Superbrothers’ absolutely gorgeous graphics give it a look truly unlike anything you’ve ever seen before. It’s pixel art but extremely detailed and well-composed pixel art, done in a completely new and refreshing way, rather than the lazy, simplistic approach so many current indie games go for in order to cheaply trigger the gamer nostalgia gland. The music and sound, too, were composed with obvious care by musician Jim Guthrie, who has crammed in a number of fleshed-out rock compositions. Some of them, impressively, were done with the ancient software, MTV Music Generator, on the original Sony Playstation.
On the whole, Superbrothers: Sword & Sworcery EP is an engaging mish-mash of old-school and modern with a quest akin to classic Zelda, pixel-based yet highly detailed graphics, touch-screen controls, adventure-game-style puzzles, rhythm-game-style mechanics and odd, Internet-aware, fourth-wall-breaking storytelling. These disparate elements come together to create a wholly distinctive gaming experience. Superbrothers: Sword & Sworcery EP may be burdened with a funky title that almost screams inaccessibility, but don’t let that put you off.
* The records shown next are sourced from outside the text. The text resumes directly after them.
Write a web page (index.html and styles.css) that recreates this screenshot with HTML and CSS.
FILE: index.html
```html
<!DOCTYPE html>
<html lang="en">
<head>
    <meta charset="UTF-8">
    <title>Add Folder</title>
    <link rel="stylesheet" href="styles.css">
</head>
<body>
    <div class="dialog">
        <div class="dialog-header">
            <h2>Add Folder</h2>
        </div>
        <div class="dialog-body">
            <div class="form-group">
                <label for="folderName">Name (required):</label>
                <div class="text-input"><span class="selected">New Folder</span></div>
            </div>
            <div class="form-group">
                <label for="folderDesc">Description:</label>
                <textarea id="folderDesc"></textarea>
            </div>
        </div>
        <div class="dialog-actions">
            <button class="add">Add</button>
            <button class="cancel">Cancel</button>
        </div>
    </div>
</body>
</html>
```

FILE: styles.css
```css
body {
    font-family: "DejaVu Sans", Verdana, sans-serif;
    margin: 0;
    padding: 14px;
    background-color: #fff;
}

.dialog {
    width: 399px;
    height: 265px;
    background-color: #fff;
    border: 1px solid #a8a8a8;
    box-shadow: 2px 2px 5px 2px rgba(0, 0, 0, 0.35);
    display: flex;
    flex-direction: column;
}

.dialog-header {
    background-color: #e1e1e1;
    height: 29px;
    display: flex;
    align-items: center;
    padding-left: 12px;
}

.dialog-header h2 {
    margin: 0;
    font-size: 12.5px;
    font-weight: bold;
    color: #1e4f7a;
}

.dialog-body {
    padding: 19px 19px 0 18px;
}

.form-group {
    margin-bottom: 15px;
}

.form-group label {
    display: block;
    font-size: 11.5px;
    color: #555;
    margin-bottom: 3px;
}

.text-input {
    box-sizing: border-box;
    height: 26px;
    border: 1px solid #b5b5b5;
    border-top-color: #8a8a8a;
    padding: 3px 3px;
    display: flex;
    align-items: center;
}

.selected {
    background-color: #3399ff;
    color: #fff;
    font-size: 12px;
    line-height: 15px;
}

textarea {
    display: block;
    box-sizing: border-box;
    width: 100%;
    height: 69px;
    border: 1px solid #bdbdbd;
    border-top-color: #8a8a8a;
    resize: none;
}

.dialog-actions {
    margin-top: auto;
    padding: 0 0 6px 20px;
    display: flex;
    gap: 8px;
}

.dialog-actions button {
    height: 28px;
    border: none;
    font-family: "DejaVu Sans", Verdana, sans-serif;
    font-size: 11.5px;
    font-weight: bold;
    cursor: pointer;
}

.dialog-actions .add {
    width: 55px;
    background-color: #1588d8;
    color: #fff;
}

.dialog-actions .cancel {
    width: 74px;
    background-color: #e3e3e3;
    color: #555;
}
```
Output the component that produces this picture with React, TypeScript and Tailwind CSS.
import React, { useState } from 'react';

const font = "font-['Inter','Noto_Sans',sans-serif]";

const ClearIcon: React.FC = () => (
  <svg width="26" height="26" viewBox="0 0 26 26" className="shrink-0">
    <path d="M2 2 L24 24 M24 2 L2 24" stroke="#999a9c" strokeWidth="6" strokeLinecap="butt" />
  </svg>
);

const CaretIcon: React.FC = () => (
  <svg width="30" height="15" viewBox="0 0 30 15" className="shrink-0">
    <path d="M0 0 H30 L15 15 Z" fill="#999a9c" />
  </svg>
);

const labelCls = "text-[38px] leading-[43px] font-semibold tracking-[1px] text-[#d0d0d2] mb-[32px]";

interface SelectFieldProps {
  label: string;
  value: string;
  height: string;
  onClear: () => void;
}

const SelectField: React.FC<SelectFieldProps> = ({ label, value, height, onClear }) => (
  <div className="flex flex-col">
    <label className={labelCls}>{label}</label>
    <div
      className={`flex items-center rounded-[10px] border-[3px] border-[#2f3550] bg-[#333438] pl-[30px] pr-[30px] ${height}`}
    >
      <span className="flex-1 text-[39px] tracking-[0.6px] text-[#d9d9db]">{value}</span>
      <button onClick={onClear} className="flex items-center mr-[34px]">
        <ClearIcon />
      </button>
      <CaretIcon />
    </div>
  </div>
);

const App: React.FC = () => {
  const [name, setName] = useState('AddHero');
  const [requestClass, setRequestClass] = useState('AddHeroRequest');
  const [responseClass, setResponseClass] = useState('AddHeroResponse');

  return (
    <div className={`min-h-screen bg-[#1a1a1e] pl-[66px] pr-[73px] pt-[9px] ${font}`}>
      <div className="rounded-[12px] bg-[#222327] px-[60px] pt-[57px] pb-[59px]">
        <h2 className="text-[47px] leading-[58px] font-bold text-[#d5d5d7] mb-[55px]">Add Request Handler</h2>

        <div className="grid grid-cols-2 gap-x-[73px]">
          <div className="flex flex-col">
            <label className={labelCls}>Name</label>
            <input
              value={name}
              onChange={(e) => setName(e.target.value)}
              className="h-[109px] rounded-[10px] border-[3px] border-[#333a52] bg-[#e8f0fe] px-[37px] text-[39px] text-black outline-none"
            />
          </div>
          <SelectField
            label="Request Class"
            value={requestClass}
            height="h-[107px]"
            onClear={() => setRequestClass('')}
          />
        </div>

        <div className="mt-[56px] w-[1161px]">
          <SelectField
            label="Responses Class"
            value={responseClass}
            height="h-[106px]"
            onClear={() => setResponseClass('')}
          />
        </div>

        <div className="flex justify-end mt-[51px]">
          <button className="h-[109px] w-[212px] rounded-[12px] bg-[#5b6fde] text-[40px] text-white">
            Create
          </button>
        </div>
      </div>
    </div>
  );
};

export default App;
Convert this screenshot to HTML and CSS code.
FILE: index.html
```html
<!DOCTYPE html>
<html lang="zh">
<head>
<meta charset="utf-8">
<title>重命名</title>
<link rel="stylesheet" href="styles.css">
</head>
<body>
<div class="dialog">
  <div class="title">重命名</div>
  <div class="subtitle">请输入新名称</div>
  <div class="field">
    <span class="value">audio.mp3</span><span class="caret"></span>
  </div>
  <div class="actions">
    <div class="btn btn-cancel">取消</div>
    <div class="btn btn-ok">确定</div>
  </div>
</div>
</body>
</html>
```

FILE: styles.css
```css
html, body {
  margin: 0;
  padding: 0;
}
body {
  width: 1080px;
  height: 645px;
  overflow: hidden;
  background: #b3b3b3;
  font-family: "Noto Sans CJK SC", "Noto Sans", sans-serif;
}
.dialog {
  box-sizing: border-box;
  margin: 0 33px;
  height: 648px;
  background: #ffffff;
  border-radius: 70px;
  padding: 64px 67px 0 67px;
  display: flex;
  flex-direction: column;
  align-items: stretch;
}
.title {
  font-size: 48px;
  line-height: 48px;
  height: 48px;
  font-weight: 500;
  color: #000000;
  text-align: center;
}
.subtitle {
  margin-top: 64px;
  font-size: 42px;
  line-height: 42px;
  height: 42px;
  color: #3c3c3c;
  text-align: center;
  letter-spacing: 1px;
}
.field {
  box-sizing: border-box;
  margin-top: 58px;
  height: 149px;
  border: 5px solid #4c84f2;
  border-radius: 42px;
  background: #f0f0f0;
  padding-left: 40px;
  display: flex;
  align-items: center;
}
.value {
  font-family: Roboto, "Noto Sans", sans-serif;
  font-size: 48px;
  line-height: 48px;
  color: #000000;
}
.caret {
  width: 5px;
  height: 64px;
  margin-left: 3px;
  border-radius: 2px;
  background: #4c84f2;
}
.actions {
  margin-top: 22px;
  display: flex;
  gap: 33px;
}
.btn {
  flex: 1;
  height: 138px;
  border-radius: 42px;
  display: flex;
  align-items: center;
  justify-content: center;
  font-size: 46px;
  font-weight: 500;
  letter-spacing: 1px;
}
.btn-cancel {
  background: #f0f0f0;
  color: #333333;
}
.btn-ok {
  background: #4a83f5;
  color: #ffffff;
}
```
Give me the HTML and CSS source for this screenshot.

If you are at all interested in unique titles that experiment and play around with the video game medium, you owe it to yourself to check this one out at release.
There doesn’t seem to be any official word on the game’s actual release date on Android. (The soundtrack composer’s website makes reference to Dec. 21, aka “The End of the World,” but there seems to be an air of mystery and confusion surrounding the game and all things relative to it, so I never feel sure of what these guys are actually saying.) However, since the game is already playable the whole way through (despite perhaps a few rare and minor control issues), I imagine it should be in your palms very soon.